Fig. 1.. Angular locations of F ring detections and nondetections.
(Bottom) Filled symbols show Cassini RSS F ring detection longitudes, and open symbols show nondetection longitudes, all regressed to a common time, t (see section S4). The vertical axis shows the inertial orbital longitudes of the j detections gFj at t, covering 360°. The horizontal axis (denoted Δgjm in section S1) is the folded (modulo m = 110) difference between each detection longitude and the longitude of Prometheus periapse at t. The plotted horizontal axis actually repeats two folded “cycles” of Δgjm = 0, each of angular width 360°/m = 3.27°, for visibility. The nondetections seem randomly distributed in both coordinates. The dark blue circles align preferentially with the (more stable) longitude of Prometheus’ periapse (blue vertical lines at Δgjm = 0) and avoid the (less stable) longitude of its apoapse (red vertical lines one-half cycle away). The cyan squares—three lying near the “forbidden” red vertical lines—are the last four detections of the mission, which we argue should be ignored because they had been corrupted by a recent encounter with Prometheus on a recently altered orbit (section S4). (Top) We simply bin the detections (blue-cyan) and nondetections (gray) to better illustrate the clustering of the detections. The nondetection panel shows the mean and SD of the counts per bin.

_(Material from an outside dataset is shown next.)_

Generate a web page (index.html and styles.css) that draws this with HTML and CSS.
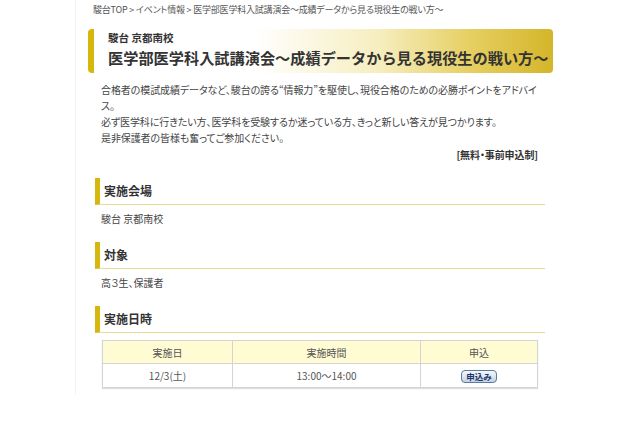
FILE: index.html
```html
<!DOCTYPE html>
<html lang="ja">
<head>
    <meta charset="UTF-8">
    <title>医学部医学科入試講演会～成績データから見る現役生の戦い方～</title>
    <link rel="stylesheet" href="styles.css">
</head>
<body>
    <div class="page">
        <p class="crumbs">駿台TOP &gt; イベント情報 &gt; 医学部医学科入試講演会～成績データから見る現役生の戦い方～</p>

        <div class="banner">
            <p class="school">駿台 京都南校</p>
            <h1>医学部医学科入試講演会～成績データから見る現役生の戦い方～</h1>
        </div>

        <div class="intro">
            <p>合格者の模試成績データなど、駿台の誇る“情報力”を駆使し、現役合格のための必勝ポイントをアドバイス。<br>
            必ず医学科に行きたい方、医学科を受験するか迷っている方、きっと新しい答えが見つかります。<br>
            是非保護者の皆様も奮ってご参加ください。</p>
            <p class="free">[無料・事前申込制]</p>
        </div>

        <h2 class="sec">実施会場</h2>
        <p class="sec-body">駿台 京都南校</p>

        <h2 class="sec">対象</h2>
        <p class="sec-body">高３生、保護者</p>

        <h2 class="sec">実施日時</h2>
        <table class="sched">
            <tr>
                <th class="c-date">実施日</th>
                <th class="c-time">実施時間</th>
                <th class="c-apply">申込</th>
            </tr>
            <tr>
                <td>12/3(土)</td>
                <td>13:00～14:00</td>
                <td><a class="apply-btn" href="#">申込み</a></td>
            </tr>
        </table>
    </div>
</body>
</html>
```

FILE: styles.css
```css
body {
    margin: 0;
    background: #fff;
    font-family: "Noto Sans CJK JP", "Noto Sans", sans-serif;
    color: #444;
}
p {
    margin: 0;
}
.page {
    width: 465px;
    min-height: 392px;
    margin-left: 75px;
    padding: 3px 0 0 12px;
    border-left: 1px solid #f3f3f3;
}
.crumbs {
    padding-left: 5px;
    font-size: 9px;
    letter-spacing: -0.2px;
    line-height: 14px;
    color: #555;
    font-feature-settings: "palt";
    white-space: nowrap;
}
.banner {
    margin-top: 12px;
    height: 44px;
    padding: 2px 0 0 14px;
    box-sizing: border-box;
    border-left: 6px solid #d6b80c;
    border-radius: 4px;
    background: linear-gradient(to right, #fff 35%, #f6eebf 62%, #e6cf62 82%, #d4b52a 100%);
}
.school {
    font-size: 10.5px;
    font-weight: bold;
    line-height: 14px;
    color: #333;
}
h1 {
    margin: 2px 0 0;
    font-size: 15.2px;
    line-height: 20px;
    color: #333;
    white-space: nowrap;
}
.intro {
    margin-top: 9px;
    padding: 0 15px 0 13px;
    font-size: 10px;
    line-height: 16px;
    letter-spacing: -0.1px;
    font-feature-settings: "palt";
}
.free {
    margin-top: 1px;
    text-align: right;
    font-weight: bold;
    color: #333;
}
.sec {
    margin: 15px 8px 0 7px;
    padding-left: 4px;
    border-left: 5px solid #d6b80c;
    border-bottom: 1px solid #e6dc98;
    font-size: 12px;
    line-height: 25px;
    padding-bottom: 1px;
    color: #333;
}
.sec-body {
    margin: 6px 0 0 13px;
    font-size: 10px;
    line-height: 16px;
    font-feature-settings: "palt";
}
.sched {
    margin: 7px 0 0 14px;
    width: 436px;
    border-collapse: collapse;
    border: 1px solid #c8c8c8;
    box-shadow: 0 1px 1px #ddd;
    font-size: 10px;
    color: #555;
}
.sched th,
.sched td {
    border: 1px solid #d4d4d4;
    text-align: center;
    font-weight: normal;
    padding: 0;
}
.sched th {
    height: 22px;
    background: #fffbd3;
}
.sched td {
    height: 23px;
}
.c-date {
    width: 129px;
}
.c-time {
    width: 187px;
}
.apply-btn {
    display: inline-block;
    padding: 0 4px;
    height: 11px;
    line-height: 11px;
    border: 1px solid #5c7ba3;
    border-radius: 4px;
    background: linear-gradient(#f6f8fb, #c4d2e3);
    font-size: 8.5px;
    font-weight: bold;
    color: #1c3767;
    text-decoration: none;
    vertical-align: middle;
}
```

D, detection; ND, nondetection.
Fig. 2.
Fig. 2.. Two additional tests of the CER hypothesis.
(Top) A brute force test, in which the longitudes of the arcs and Prometheus (and the periapse of Prometheus) are integrated and the mean anomaly of Prometheus recorded when an encounter occurs with each arc. In the CER hypothesis, Prometheus should be at or near its periapse (mean anomaly = 0) when it encounters an arc, furthest from the arc and perturbing it only weakly. This seems to be consistent with the data, on average, although there seems to be a trend (unexplained) with inertial longitude. The final four arc detections of the mission are shown in green; we have argued that by this time, Prometheus had glitched to a new orbit, so their larger divergence is not problematic for the hypothesis. (Bottom) Resonance variable ϕ (eq. S19) for the arcs and Prometheus as a function of arc detection time. The final four arc detections of the mission are circled in green; as above, the large divergence of three of them is not problematic for the hypothesis.